How can I comply with privacy laws when using data for predictive email campaigns?

To stay on the right side of U.S. privacy laws when running predictive email campaigns, always get explicit consent from users before collecting their data. Be upfront about how their information will be used and make your privacy policy easy to find and understand. Being clear and transparent goes a long way in building trust.

Your practices should also comply with regulations like the CAN-SPAM Act, which mandates that recipients must opt in to receive marketing emails and have a simple way to unsubscribe. On top of that, treat all data responsibly - store it securely and use it strictly for its intended purpose. By following these guidelines, you not only stay compliant but also strengthen customer confidence in your brand.

What are the biggest challenges in keeping predictive models accurate over time, and how can they be solved?

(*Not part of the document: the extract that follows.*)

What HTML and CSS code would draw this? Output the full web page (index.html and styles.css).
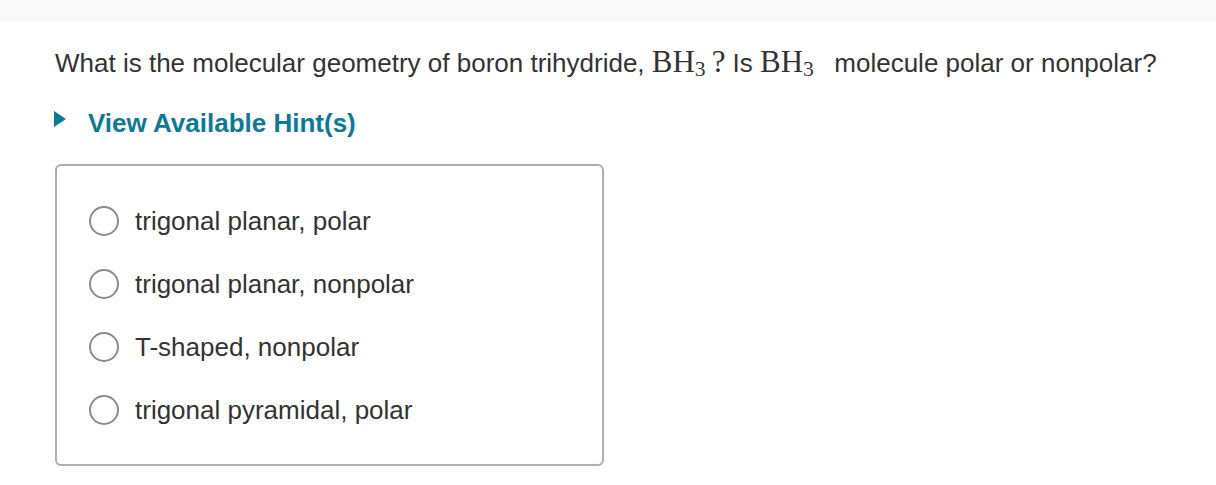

Maintaining reliable predictive models is no small feat. Challenges like data quality issues, model drift, and technical limitations can throw a wrench in the works if not properly managed.

When you’re working with poor-quality data - think incomplete records or outdated information - it’s like trying to build a house on a shaky foundation. Predictions become less trustworthy, making regular data cleaning and validation a must.

Then there’s model drift, which occurs when the patterns in your data shift over time, causing your model’s accuracy to decline. To stay ahead, you need to retrain and update your models regularly to align with new trends and behaviors.

And don’t forget about the technical side. Outdated systems or hardware glitches can hurt performance, sometimes requiring upgrades to ensure your infrastructure can handle evolving demands.

The solution? Establish solid data management practices, schedule regular check-ins to evaluate your model’s performance, and invest in flexible technologies that can grow and adapt as your needs change.